Manipulating PDF Files
Linux supports many different tools to manipulate PDF files. The tips below cover some common PDF manipulation tasks.
Contents
- Remove or Manipulate Metadata of a PDF File
- Export Images from a PDF File
- Extract Certain Pages from a PDF File
- Crop Pages of a PDF File
- Compress a PDF File
Remove or Manipulate Metadata of a PDF File
Metadata can be removed or manipulated using PDFtk (manual).
Installation:
sudo apt install pdftk-java
Remove Metadata
pdftk input.pdf dump_data | \
sed -e 's/\(InfoValue:\)\s.*/\1\ /g' | \
pdftk input.pdf update_info - output output.pdf
Manipulate Metadata
First, extract metadata of the PDF file:
pdftk input.pdf dump_data output metadata.txt
Manipulate metadata.txt
in a text editor, then update the PDF file’s metadata:
pdftk input.pdf update_info metadata.txt output output.pdf
Export Images from a PDF File
The tool pdfimages can be used to extract all images in a PDF file in their original format to a certain directory:
pdfimages -all input.pdf ./
Inspecting the resolution of image files contained in a PDF file:
pdfimages -list input.pdf
Extract Certain Pages from a PDF File
The tool qpdf can be used to extract pages or ranges of pages from a PDF file.
Installation:
sudo apt install qpdf
Sample call to extract a range of pages:
qpdf --empty --pages input.pdf 36-38 -- output.pdf
Crop Pages of a PDF File
The tool krop supports cropping PDF files either via a GUI or from the command line.
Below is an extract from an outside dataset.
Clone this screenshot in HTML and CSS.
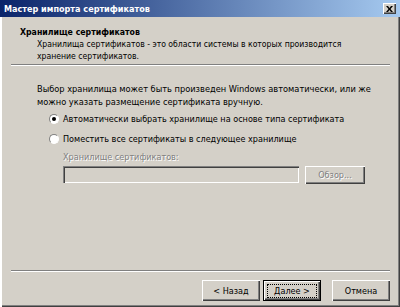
FILE: index.html
```html
<!DOCTYPE html>
<html lang="ru">
<head>
    <meta charset="UTF-8">
    <title>Мастер импорта сертификатов</title>
    <link rel="stylesheet" href="styles.css">
</head>
<body>

<div class="window">
    <div class="titlebar">
        <span class="title">Мастер импорта сертификатов</span>
        <span class="close">
            <svg width="7" height="6" viewBox="0 0 7 6"><path d="M0 0h2l1.5 2L5 0h2L4.5 3 7 6H5L3.5 4 2 6H0l2.5-3z" fill="#000"/></svg>
        </span>
    </div>
    <div class="client">
        <div class="header">
            <div class="header-title">Хранилище сертификатов</div>
            <div class="header-sub">Хранилища сертификатов - это области системы в которых производится<br>хранение сертификатов.</div>
        </div>
        <div class="sep"></div>

        <div class="content">
            <p class="intro">Выбор хранилища может быть произведен Windows автоматически, или же<br>можно указать размещение сертификата вручную.</p>
            <div class="radio-row"><span class="radio checked"></span>Автоматически выбрать хранилище на основе типа сертификата</div>
            <div class="radio-row"><span class="radio"></span>Поместить все сертификаты в следующее хранилище</div>
            <div class="store">
                <div class="store-label disabled">Хранилище сертификатов:</div>
                <div class="store-row">
                    <div class="field"></div>
                    <div class="btn browse disabled">Обзор...</div>
                </div>
            </div>
        </div>

        <div class="sep bottom-sep"></div>
        <div class="buttons">
            <div class="btn">&lt; Назад</div>
            <div class="btn default"><span class="focus">Далее &gt;</span></div>
            <div class="btn cancel">Отмена</div>
        </div>
    </div>
</div>

</body>
</html>
```

FILE: styles.css
```css
body { margin: 0; padding: 0; background: #d4d0c8; font-family: "DejaVu Sans Condensed", "DejaVu Sans", sans-serif; font-size: 9px; color: #000; }
.window { width: 400px; height: 307px; display: flex; flex-direction: column; background: #d4d0c8; box-sizing: border-box;
    box-shadow: inset 2px 0 #fff, inset -1px -1px #404040, inset -2px -2px #808080; overflow: hidden; }
.titlebar { height: 17px; display: flex; align-items: center; justify-content: space-between; padding: 0 4px 0 4px;
    background: linear-gradient(to right, #0a246a, #a6caf0); }
.title { color: #fff; font-weight: bold; font-size: 9px; }
.close { width: 13px; height: 11px; box-sizing: border-box; display: flex; align-items: center; justify-content: center; background: #d4d0c8;
    box-shadow: inset 1px 1px #fff, inset -1px -1px #404040, inset -2px -2px #808080; }
.client { flex: 1; display: flex; flex-direction: column; padding-bottom: 6px; }
.header { padding: 9px 0 0 20px; }
.header-title { font-weight: bold; line-height: 12px; font-size: 8.7px; }
.header-sub { margin-left: 17px; line-height: 12px; font-size: 8.6px; }
.sep { margin: 2px 10px 0 11px; height: 0; border-top: 1px solid #808080; border-bottom: 1px solid #fff; }
.content { padding-left: 37px; }
.intro { margin: 16px 0 0 0; line-height: 13px; font-size: 9.2px; }
.radio-row { display: flex; align-items: center; height: 14px; margin: 4px 0 6px 12px; }
.radio { width: 10px; height: 10px; box-sizing: border-box; border-radius: 50%; background: #fff; margin-right: 4px; position: relative;
    border: 1px solid; border-color: #808080 #fff #fff #808080; }
.radio.checked::after { content: ""; position: absolute; left: 2px; top: 2px; width: 4px; height: 4px; border-radius: 50%; background: #000; }
.store { padding-left: 26px; margin-top: -1px; }
.store-label { line-height: 12px; }
.disabled { color: #808080; text-shadow: 1px 1px #fff; }
.store-row { display: flex; gap: 6px; margin-top: 3px; }
.field { width: 236px; height: 17px; box-sizing: border-box; background: #d4d0c8;
    box-shadow: inset 1px 1px #808080, inset 2px 2px #404040, inset -1px -1px #fff; }
.btn { width: 58px; height: 21px; box-sizing: border-box; display: flex; align-items: center; justify-content: center;
    box-shadow: inset 1px 1px #fff, inset -1px -1px #404040, inset -2px -2px #808080; }
.browse { width: 60px; height: 18px; }
.bottom-sep { margin-top: auto; }
.buttons { display: flex; justify-content: flex-end; gap: 3px; padding: 8px 10px 0 0; }
.btn.default { box-shadow: inset 0 0 0 1px #000, inset 2px 2px #fff, inset -2px -2px #404040, inset -3px -3px #808080; }
.focus { padding: 1px 6px; outline: 1px dotted #000; }
.btn.cancel { margin-left: 8px; }
```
It can be used to crop page margins, split multiple pages contained in one PDF page into individual pages, or to extract parts (e.g., articles) of a page:
Installation:
sudo apt install krop
Compress a PDF File
Ghostscript can be used to compress PDF files and change the quality of the images contained therein.
Sample call:
gs -sDEVICE=pdfwrite \
-dCompatibilityLevel=1.4 \
-dPDFSETTINGS=/ebook \
-dNOPAUSE -dQUIET -dBATCH \
-sOutputFile=output.pdf \
input.pdf
The argument -dPDFSETTINGS
supports these values (documentation):
/screen
: 72 dpi./ebook
: 150 dpi./prepress
: 300 dpi./printer
: 300 dpi./default
: 72 dpi.
Ghostscript also allows for setting the PDF compatibility level, font embedding and subsetting, as well as controlling image resolution and downsampling type.